Я пытался защищаться: «Ничего себе... По сути, это я должен устроить тебе взбучку, а ты на меня наезжаешь!»
В ответ — новый поток обвинений...
Меня это, конечно, страшно обижало, но я держал обиду при себе, не позволив ни разу даже повысить на Тину голос. «Давить децибеллами» вообще не в моих правилах, а уж орать на больного человека — ну как можно...
Молча проглатывал ее упреки и как заклинание повторял: «Главное — осталась жива и быстро идет на поправку». При мысли, что Тина могла погибнуть, все внутри сковывало холодом.
Две недели после аварии превратились для меня в пытку. Стали самым жестким испытанием за всю жизнь. Дома — Тина в истерике, возле работы — журналисты, которым нужно что-то отвечать. А что?
Помню, в один из таких дней я вошел в вагон метро и увидел у всех в руках газеты, на первой полосе — три портрета: Тины, Сулеймана и мой. Один пассажир, оторвавшись от увлекательного чтения, пораженно на меня воззрился, потом другой, третий. Удивление на лицах сменилось любопытством: ну и как ты себя, дружок, в этой ситуации чувствуешь?
На улице на меня показывали пальцем и смеялись. Кто — вслед, кто — в лицо. Смотрели как на дурачка, которого облапошили. От меня ждали решительных действий. Чтобы оставаться «настоящим мужиком», я, по мнению окружающих, должен был немедленно что-то предпринять: выставить Тину из дома, подать на развод.

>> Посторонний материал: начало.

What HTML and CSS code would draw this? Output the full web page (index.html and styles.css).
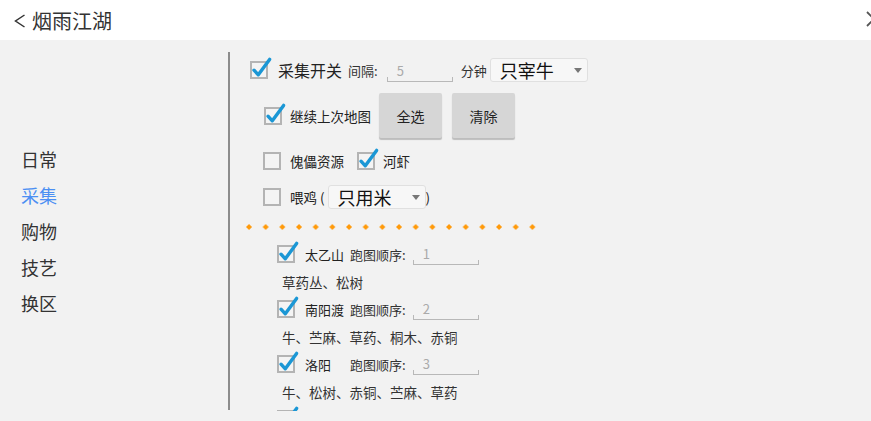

Любопытство, что у нас там с женой происходит, одолевало всех. Проявились какие-то знакомые, с которыми я не общался несколько лет. Звонили, спрашивали: «Она, наверное, клянется, что у нее с этим олигархом ничего не было? — и, преисполнившись праведным гневом, уточняли: — И ты ей веришь?!» Я нажимал отбой. Не объяснять же каждому, что в наших с Тиной отношениях таким клятвам просто нет места.
Слава богу, Тинина мама в данной ситуации повела себя адекватно. Едва ли не единственный раз за всю историю нашего с ней знакомства. До этого теща всячески пыталась «регулировать» наши отношения, вмешивалась по поводу и без повода. А после Ниццы затаилась. Лишь изредка звонила мне и сдавленным голосом интересовалась состоянием Тины. Я отвечал: «Уже лучше». В ответ на попытку — такую же робкую — выспросить подробности рекомендовал обратиться непосредственно к Тине, неизменно предупреждая: «Но только учтите: настроение у нее хуже некуда, может наорать».
Спустя пару дней Тина включила телефон и теперь уже сама общалась с журналистами. Я слышал, как она в очередной раз взывала к чьему-то здравому смыслу: «Если вы хоть чуть-чуть разбираетесь в технике, должны понимать: выжить в такой аварии я бы просто не могла!